Na decisão do presidente, não há ingenuidade nenhuma, todes sabemos. O que há é, a pretexto de garantir a governabilidade atual, é um nefasto servilismo aos militares e a todo o empresariado e às demais forças políticas que, tendo apoiado o golpe e a ditadura, receberam dela todas as benesses possíveis. E tais benesses não cessaram, infelizmente, com a entrega controlada do governo aos civis.

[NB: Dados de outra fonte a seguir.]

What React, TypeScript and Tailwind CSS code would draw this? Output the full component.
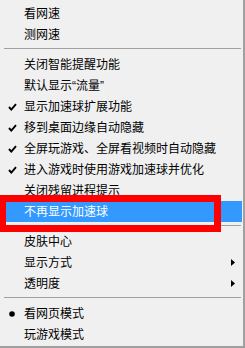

Estão de parabéns os movimentos e organizações populares pela cobrança pública ao presidente Lula a respeito da inexplicável decisão de jogar na sombra o 31 de março e tudo que a ele se seguiu. Por isso, temos que nos manifestar também, e em todos os territórios. Isso não substitui, é evidente, a ação oficial do Estado brasileiro, hoje comandado por Lula da Silva, mas é parte do nosso compromisso inalienável com a democracia, com a justiça e os direitos humanos. Temos que cobrar do Estado, de Lula e devemos nos indignar individual e coletivamente. Uma indignação altiva e não violenta, mas nem por isso menos intransigente em defesa do direito à memória, à verdade, à justiça e à reparação. Sem a garantia disso, não há garantia alguma para a própria democracia.


 

Luciano Mendes de Faria Filho é pedagogo e doutor em Educação e professor titular da UFMG. Publicou, dentre outros, “Uma brasiliana para a América Hispânica – a editora Fondo de Cultura Econômica e a intelectualidade brasileira” (Paco Editorial, 2021)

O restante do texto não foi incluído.